- _Task description_
Write out all lines holding the word "React".

- _Given information_
··········
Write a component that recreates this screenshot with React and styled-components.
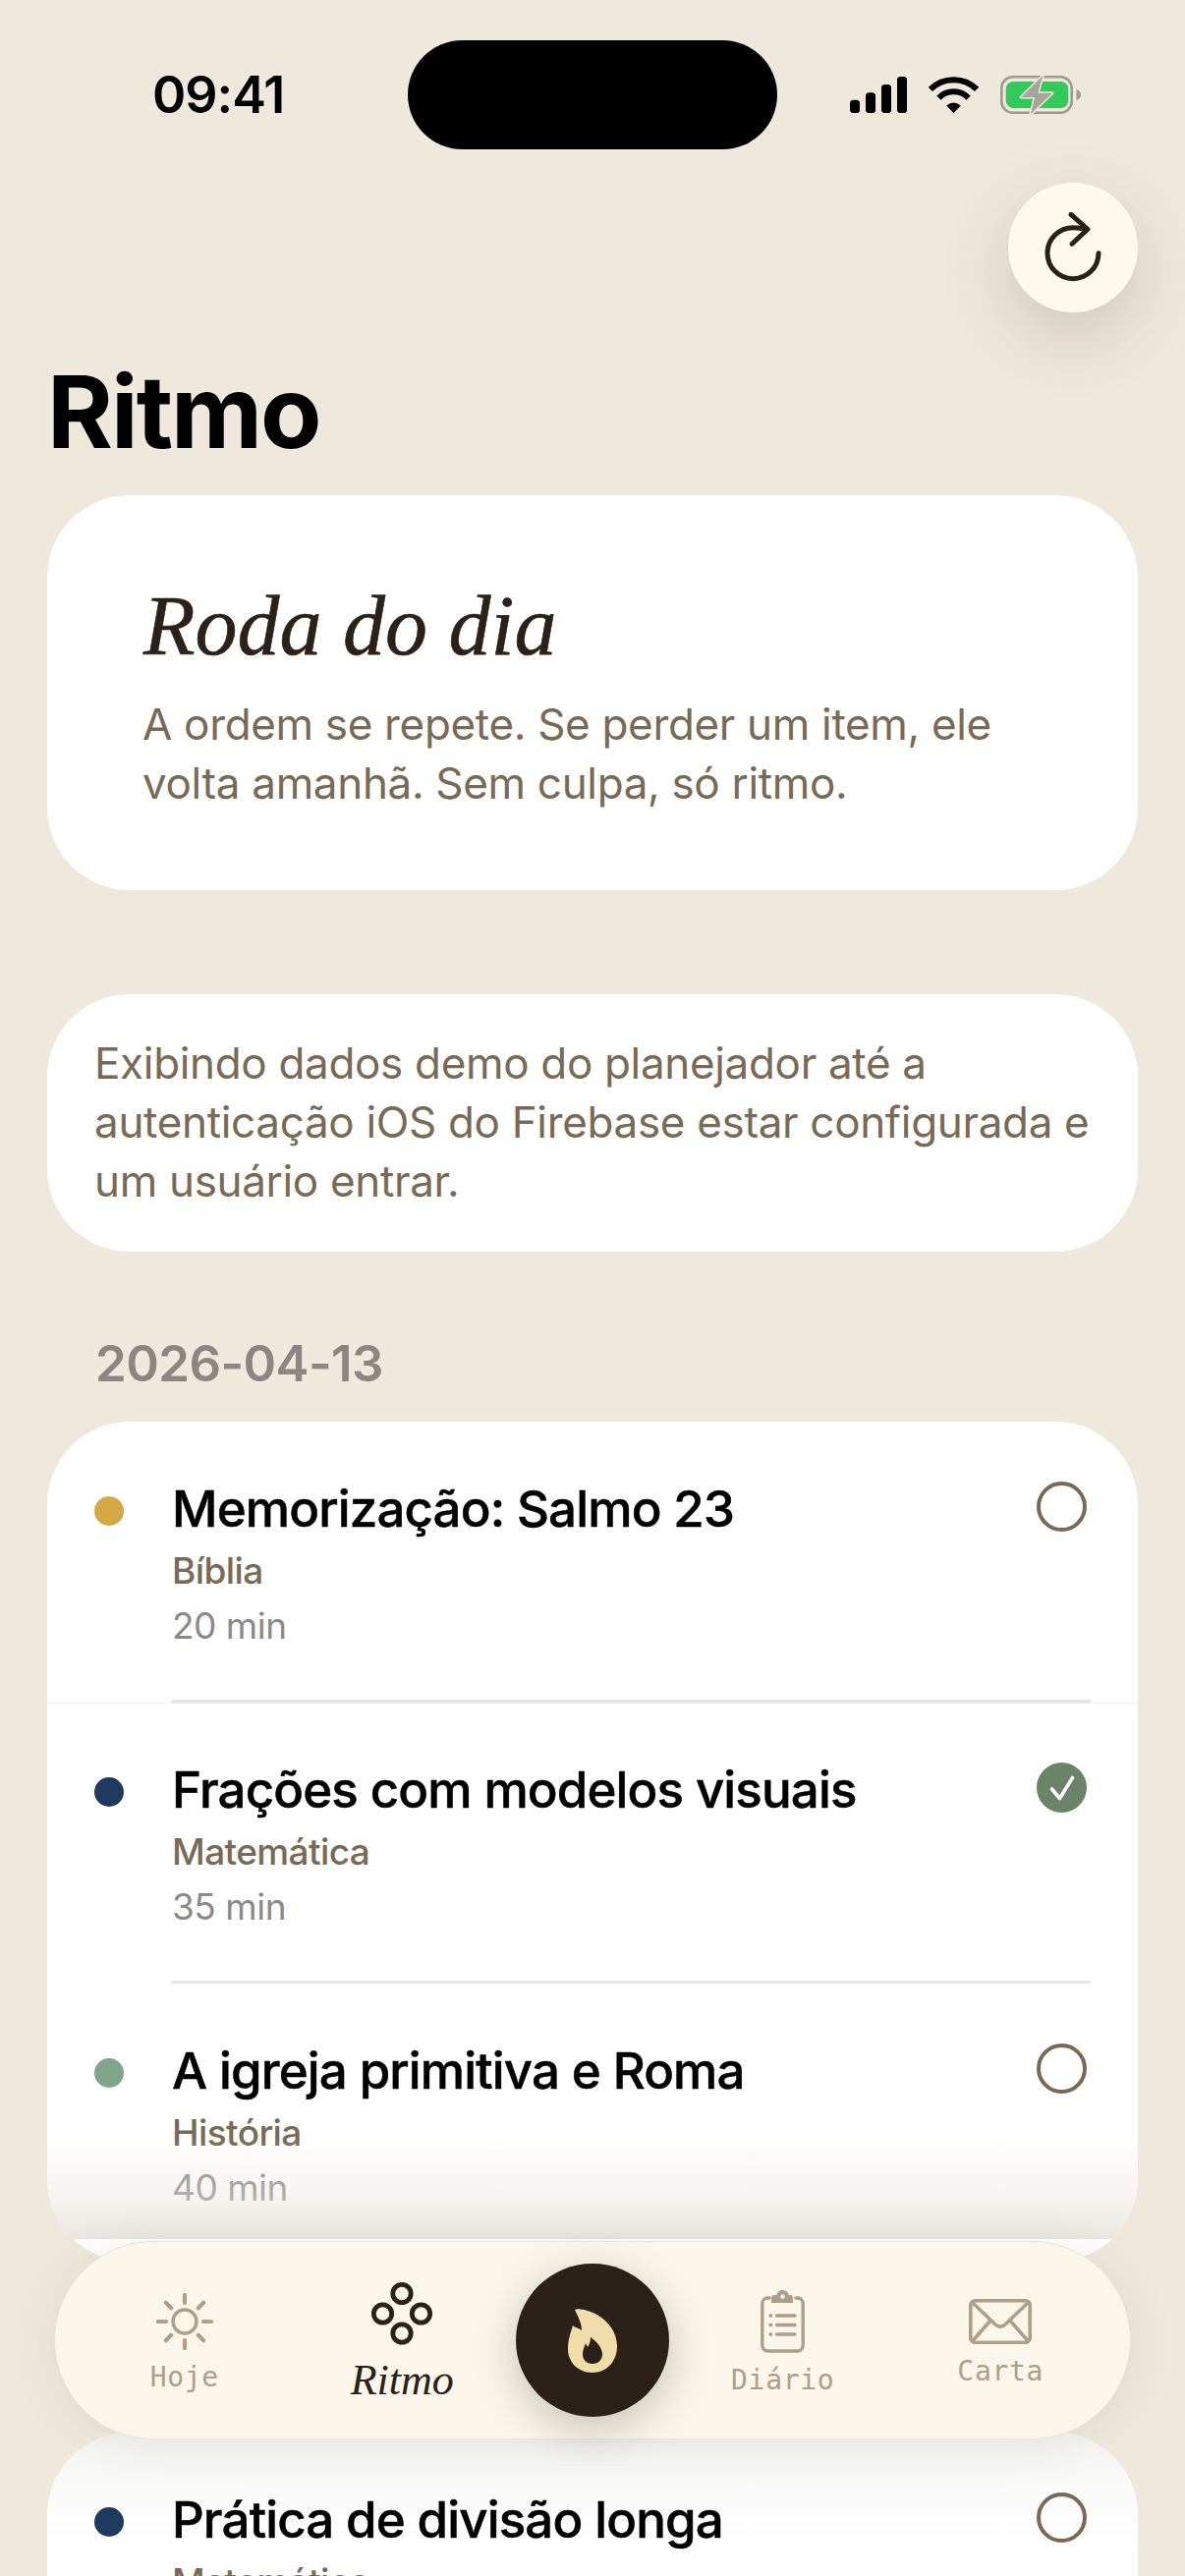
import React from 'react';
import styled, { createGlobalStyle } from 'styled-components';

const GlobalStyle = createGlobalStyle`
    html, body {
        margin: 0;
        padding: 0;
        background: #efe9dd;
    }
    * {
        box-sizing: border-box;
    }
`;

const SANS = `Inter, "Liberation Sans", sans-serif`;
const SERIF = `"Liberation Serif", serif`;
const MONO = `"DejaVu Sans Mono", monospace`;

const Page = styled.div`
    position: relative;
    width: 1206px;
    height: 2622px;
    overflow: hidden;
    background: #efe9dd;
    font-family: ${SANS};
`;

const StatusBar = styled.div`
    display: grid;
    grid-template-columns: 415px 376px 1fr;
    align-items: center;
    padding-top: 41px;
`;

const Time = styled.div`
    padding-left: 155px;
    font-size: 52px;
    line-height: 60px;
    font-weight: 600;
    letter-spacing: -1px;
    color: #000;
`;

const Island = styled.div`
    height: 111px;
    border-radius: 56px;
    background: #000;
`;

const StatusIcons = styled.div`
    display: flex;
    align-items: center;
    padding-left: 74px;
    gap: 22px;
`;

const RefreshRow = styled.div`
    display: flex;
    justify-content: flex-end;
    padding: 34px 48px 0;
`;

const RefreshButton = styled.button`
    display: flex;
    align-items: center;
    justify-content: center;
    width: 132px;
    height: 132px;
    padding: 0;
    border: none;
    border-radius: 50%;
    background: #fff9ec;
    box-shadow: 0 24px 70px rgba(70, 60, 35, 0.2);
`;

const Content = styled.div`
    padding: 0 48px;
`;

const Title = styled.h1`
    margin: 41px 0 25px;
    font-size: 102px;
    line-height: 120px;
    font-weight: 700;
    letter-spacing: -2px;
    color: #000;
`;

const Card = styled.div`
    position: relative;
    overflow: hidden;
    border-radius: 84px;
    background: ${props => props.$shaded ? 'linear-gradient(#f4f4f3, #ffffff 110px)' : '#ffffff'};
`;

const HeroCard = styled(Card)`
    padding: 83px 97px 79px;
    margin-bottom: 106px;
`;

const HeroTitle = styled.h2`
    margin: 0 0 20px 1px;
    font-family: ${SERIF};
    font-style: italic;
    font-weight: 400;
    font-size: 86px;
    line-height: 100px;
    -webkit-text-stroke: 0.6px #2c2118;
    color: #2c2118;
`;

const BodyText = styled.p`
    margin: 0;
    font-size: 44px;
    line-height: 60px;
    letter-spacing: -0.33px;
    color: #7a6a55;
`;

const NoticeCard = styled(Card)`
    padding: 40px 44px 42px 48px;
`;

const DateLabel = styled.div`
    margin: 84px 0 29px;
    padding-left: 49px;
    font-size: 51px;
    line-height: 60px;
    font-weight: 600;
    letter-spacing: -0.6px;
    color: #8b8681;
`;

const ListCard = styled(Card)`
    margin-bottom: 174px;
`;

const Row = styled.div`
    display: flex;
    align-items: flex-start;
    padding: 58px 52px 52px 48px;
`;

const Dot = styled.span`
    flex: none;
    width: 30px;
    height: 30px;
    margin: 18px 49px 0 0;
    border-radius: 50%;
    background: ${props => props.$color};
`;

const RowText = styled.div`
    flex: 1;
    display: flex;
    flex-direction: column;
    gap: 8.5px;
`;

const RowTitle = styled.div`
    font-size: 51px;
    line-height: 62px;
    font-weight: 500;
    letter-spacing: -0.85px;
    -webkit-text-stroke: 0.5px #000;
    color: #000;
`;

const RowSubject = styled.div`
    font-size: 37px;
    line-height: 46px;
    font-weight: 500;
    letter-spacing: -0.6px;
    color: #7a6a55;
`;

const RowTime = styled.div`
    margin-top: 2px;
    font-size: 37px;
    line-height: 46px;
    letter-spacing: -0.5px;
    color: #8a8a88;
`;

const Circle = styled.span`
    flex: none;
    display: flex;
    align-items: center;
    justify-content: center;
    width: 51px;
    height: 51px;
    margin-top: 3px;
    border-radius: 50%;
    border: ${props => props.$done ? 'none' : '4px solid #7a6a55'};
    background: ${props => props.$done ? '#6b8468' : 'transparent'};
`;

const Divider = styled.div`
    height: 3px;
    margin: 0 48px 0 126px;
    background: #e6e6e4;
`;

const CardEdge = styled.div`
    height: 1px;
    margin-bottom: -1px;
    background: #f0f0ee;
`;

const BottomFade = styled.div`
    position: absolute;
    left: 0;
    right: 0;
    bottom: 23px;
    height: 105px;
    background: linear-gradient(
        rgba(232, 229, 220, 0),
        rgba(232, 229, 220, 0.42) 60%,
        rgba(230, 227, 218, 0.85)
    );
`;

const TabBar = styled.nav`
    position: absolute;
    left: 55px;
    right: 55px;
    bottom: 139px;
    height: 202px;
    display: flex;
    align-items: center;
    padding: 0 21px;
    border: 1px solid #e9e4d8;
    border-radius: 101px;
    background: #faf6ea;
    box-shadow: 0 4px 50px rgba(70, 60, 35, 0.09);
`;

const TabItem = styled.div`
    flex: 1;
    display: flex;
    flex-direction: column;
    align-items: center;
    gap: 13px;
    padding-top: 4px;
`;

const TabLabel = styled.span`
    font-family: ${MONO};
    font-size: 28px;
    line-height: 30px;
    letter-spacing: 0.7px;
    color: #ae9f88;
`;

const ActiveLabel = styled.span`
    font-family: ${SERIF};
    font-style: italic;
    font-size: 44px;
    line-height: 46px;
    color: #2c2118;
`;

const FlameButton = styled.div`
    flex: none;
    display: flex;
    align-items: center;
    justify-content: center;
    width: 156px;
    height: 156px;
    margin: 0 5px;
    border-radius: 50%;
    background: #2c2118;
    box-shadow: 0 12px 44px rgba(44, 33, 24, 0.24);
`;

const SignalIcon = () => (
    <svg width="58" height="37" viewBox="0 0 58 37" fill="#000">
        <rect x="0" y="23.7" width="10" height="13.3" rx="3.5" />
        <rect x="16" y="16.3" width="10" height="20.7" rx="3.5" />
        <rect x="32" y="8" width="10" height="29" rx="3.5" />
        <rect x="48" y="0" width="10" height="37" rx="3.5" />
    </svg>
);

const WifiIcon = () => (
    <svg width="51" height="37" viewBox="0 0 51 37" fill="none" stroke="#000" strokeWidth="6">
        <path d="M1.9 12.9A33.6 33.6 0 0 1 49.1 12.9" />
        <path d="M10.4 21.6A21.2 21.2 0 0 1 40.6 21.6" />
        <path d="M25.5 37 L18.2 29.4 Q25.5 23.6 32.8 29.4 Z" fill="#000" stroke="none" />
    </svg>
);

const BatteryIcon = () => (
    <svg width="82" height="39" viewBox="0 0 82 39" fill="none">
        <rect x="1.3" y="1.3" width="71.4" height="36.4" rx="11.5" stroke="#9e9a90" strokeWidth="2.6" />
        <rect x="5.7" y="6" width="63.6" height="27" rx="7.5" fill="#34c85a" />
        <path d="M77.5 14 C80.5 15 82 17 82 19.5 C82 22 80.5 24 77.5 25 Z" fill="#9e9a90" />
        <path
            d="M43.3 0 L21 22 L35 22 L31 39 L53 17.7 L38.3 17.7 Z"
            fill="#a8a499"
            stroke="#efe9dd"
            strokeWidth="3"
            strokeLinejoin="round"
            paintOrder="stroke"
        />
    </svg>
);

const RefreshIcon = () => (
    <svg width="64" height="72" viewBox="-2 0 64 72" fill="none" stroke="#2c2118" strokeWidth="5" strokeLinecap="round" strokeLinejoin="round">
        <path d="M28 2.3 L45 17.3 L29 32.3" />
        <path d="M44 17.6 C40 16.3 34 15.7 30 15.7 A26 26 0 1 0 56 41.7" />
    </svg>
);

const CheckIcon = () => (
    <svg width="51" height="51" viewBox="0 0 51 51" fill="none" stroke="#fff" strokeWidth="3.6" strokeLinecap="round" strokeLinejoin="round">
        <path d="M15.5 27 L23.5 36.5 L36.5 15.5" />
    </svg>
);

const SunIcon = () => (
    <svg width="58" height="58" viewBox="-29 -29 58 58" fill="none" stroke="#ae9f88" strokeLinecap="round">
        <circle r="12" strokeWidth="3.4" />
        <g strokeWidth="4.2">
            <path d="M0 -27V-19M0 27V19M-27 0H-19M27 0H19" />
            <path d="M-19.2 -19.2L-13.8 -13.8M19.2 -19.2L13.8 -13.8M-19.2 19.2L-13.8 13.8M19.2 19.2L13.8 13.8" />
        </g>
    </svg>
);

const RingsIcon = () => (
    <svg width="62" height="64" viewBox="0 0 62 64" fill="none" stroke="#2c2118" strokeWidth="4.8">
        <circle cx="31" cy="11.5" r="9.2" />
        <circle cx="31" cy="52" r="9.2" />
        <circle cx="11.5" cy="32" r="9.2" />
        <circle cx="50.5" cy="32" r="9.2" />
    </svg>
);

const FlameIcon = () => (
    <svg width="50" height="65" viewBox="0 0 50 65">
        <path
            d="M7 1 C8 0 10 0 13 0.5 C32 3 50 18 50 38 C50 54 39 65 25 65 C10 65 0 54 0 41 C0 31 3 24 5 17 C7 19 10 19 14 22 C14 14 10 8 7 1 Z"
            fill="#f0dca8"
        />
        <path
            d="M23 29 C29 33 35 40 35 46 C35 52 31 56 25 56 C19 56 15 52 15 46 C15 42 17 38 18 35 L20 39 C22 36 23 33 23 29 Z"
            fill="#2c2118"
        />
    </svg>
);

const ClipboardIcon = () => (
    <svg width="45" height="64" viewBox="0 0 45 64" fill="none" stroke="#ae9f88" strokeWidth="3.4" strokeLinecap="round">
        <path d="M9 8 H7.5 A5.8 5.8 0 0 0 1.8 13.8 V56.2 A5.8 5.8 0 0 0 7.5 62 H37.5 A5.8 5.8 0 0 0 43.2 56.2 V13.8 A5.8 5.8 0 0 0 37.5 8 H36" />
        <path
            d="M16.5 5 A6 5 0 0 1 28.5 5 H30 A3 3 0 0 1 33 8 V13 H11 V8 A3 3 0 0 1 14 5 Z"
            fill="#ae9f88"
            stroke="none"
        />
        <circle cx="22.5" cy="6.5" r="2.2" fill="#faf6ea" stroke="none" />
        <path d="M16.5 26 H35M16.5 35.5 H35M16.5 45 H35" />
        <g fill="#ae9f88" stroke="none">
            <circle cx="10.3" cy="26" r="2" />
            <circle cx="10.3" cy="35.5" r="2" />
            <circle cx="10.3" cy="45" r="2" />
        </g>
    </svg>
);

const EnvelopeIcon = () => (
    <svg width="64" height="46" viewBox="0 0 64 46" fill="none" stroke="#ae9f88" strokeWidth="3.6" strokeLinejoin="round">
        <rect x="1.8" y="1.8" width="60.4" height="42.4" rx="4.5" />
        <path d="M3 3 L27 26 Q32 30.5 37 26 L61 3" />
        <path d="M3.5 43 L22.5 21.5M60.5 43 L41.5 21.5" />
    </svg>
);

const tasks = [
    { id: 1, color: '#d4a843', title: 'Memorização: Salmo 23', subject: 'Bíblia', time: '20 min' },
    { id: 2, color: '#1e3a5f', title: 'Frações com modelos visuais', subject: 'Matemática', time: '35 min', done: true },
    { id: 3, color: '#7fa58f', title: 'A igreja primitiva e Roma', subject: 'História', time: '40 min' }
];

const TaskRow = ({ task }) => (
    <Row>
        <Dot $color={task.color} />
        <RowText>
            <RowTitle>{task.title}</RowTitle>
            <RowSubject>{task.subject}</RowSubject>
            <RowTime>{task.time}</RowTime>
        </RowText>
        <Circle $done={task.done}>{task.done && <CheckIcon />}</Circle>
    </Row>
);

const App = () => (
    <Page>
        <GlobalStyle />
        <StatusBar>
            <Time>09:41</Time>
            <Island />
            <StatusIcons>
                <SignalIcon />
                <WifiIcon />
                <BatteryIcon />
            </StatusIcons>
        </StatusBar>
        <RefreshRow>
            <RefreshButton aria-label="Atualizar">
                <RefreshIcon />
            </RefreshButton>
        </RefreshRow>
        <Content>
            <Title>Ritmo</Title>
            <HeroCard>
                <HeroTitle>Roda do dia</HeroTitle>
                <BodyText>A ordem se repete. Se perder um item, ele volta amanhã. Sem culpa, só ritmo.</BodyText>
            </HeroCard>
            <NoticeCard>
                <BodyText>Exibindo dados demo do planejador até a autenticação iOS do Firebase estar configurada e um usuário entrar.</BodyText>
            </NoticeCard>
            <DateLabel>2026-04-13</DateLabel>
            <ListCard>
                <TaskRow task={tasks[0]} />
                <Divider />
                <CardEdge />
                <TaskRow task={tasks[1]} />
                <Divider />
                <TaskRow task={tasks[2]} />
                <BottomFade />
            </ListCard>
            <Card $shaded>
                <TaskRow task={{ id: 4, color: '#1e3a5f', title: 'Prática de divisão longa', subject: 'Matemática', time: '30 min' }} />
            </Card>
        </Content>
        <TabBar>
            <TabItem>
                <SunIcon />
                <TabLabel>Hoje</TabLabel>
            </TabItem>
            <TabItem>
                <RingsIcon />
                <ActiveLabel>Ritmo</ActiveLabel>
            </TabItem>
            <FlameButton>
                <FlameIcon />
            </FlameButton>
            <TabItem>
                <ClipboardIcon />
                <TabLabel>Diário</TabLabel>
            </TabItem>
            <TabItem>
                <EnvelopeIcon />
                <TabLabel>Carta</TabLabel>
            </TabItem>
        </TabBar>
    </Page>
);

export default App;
··········
- _Task output_
Write a component that recreates this screenshot with React and styled-components.
import React from 'react';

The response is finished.